Immerse Yourself

At Blue Mesa, immersion means creativity is not something you visit — it’s something you live inside. Artists are immersed in a daily rhythm of making, collaborating, teaching, and exhibiting. Workspaces, homes, galleries, and gathering areas exist in one interconnected environment where inspiration is continuous and community is constant.

The Master Plan

Blue Mesa proposes a porous architectural framework—one that organizes relationships as much as space. 

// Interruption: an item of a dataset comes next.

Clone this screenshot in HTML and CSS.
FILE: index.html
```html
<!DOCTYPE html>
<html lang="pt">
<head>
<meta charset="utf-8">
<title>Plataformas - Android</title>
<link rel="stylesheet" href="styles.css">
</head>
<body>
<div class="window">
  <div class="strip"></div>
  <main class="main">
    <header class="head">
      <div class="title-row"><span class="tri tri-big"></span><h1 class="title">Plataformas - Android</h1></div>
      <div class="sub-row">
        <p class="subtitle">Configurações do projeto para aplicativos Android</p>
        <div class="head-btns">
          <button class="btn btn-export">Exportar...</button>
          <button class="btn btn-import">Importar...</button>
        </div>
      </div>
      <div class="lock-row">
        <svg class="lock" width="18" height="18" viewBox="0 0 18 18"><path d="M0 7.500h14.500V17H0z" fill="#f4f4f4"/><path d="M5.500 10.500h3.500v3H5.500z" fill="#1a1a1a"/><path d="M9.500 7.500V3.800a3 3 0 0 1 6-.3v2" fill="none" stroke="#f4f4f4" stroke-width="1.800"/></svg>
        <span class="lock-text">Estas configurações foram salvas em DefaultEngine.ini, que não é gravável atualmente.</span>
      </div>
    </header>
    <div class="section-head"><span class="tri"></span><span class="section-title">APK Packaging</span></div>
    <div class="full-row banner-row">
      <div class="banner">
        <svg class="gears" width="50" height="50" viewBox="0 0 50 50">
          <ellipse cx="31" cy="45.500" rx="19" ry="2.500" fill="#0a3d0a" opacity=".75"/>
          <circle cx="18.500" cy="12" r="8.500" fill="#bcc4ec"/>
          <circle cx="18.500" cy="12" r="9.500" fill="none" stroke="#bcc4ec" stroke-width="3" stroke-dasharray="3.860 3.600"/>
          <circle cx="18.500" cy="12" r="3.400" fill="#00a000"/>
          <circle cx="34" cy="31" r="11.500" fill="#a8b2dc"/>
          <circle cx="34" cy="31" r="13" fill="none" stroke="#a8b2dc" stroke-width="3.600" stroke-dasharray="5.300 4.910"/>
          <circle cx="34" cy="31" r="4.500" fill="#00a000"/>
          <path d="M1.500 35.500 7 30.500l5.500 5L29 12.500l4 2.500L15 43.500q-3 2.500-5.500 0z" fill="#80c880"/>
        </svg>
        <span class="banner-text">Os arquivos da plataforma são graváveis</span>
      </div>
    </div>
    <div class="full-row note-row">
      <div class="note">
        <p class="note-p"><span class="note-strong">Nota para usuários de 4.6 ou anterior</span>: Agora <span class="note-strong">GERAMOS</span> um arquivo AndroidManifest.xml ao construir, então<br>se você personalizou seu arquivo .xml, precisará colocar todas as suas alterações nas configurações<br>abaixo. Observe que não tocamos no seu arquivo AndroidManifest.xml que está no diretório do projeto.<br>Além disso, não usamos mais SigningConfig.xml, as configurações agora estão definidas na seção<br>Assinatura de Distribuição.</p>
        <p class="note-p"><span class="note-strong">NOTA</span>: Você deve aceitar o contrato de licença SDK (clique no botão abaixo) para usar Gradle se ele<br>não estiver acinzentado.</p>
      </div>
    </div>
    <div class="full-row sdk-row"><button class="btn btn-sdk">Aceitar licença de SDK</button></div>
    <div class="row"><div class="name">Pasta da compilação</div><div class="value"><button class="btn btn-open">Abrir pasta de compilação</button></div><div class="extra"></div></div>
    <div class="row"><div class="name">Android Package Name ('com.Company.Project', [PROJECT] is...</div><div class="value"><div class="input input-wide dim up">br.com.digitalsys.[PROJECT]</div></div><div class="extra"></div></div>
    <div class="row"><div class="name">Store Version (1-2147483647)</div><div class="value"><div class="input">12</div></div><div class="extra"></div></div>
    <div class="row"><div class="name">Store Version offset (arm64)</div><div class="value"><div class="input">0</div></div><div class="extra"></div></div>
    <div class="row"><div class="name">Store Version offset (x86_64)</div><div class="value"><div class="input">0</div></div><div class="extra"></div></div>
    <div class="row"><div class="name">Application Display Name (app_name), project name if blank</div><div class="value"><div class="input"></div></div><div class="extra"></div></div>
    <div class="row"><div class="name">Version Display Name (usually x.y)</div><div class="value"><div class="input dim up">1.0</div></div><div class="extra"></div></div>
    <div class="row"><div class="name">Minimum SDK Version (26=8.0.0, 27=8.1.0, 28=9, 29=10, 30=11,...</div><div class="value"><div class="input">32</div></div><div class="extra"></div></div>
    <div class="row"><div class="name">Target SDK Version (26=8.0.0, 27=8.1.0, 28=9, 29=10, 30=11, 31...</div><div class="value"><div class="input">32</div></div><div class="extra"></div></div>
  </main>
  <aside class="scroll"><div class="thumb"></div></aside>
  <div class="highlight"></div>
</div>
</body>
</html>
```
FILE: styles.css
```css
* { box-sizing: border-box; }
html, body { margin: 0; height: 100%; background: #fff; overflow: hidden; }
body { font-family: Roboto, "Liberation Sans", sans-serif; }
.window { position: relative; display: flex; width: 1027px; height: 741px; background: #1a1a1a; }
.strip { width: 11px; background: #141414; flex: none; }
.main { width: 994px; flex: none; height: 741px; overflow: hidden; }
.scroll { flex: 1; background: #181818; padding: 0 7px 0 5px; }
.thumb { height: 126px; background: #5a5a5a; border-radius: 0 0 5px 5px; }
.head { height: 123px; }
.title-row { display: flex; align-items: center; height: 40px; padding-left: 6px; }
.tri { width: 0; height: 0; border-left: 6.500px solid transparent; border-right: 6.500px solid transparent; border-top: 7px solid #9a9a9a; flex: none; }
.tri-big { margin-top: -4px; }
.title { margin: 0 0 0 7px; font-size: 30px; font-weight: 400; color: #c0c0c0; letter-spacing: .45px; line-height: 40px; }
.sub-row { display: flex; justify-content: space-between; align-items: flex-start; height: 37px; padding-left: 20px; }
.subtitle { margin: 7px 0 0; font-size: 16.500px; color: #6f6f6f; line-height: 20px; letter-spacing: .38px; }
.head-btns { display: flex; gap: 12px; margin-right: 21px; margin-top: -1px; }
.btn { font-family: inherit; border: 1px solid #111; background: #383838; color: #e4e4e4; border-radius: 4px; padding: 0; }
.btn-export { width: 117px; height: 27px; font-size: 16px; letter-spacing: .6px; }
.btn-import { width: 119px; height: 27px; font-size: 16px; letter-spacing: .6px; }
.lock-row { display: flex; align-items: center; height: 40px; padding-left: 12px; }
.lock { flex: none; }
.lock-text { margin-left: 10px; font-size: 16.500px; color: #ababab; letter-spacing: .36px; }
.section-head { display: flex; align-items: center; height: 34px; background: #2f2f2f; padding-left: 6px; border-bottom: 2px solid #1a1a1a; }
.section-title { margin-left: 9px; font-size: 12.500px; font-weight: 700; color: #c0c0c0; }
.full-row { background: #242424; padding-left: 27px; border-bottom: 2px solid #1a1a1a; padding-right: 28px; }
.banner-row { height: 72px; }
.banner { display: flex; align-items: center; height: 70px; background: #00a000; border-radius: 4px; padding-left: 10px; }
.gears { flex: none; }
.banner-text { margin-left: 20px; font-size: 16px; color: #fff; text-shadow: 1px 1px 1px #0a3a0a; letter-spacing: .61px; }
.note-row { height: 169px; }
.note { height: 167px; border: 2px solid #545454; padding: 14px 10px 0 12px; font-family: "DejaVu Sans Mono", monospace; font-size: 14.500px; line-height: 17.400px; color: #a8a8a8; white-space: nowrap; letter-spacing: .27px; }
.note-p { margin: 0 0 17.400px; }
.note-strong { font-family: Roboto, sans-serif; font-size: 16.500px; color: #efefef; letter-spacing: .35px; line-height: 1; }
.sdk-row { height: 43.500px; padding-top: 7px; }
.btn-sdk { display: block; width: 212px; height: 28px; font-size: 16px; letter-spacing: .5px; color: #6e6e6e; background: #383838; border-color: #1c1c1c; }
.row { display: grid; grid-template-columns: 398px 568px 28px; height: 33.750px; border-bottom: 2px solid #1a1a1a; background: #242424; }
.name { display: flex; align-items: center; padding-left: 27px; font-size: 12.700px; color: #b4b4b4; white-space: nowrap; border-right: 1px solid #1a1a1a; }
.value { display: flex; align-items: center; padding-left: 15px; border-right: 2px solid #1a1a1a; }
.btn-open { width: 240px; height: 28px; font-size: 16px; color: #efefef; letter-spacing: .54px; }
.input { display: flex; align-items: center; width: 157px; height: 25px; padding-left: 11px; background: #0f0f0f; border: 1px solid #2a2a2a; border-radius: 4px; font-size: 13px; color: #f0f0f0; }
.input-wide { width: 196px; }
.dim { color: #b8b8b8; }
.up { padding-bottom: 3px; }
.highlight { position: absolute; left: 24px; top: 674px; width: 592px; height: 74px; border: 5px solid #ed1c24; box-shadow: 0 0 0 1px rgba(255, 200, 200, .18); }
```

Rooted in the high desert:

  • Light is filtered and shaped

  • Space flows between inside and outside

  • Materials reflect restraint and durability

This is architecture that is not imposed on the landscape—but drawn from it.

Design Philosophy

The project engages a lineage of regional architectural design while seeking to extend its vocabulary. In its early formation, the project looked laterally, toward a constellation of nearby architectural languages whose geometries quietly shape Midtown’s visual identity, such as Legoretta’s triangular skylights and stairs, Register’s angled walls, and Tsai’s circular forms. Yet as the design deepened, the project found its grounding in the more elemental sensibilities of Antoine Predock and Judith Chafee, whose interpretations of High Desert architecture, shaped in dialogue with Frank Lloyd Wright and Louis Kahn, offer a vocabulary of mass, light, and procession attuned to the New Mexico desert’s unique scale. This is an architecture that feels less placed upon the landscape than drawn from it.

Geometry Unbound

Within Blue Mesa’s design, geometric forms, like squares, triangles, and circular apertures, reference both the language of visual art and the architectural precedents embedded within the region. Smaller apertures within work-only studios respond directly to artist feedback, privileging wall space while maintaining a perceptual link to the sky.  Larger, shaded openings in communal areas invite light deep into the plan, dissolving boundaries between interior and exterior conditions. Each facet of Blue Mesa becomes a conversation between the modern masters and the ancestral cultures of the land. It understands region not as a fixed aesthetic but as a dynamic set of relationships between land, light, community, and time.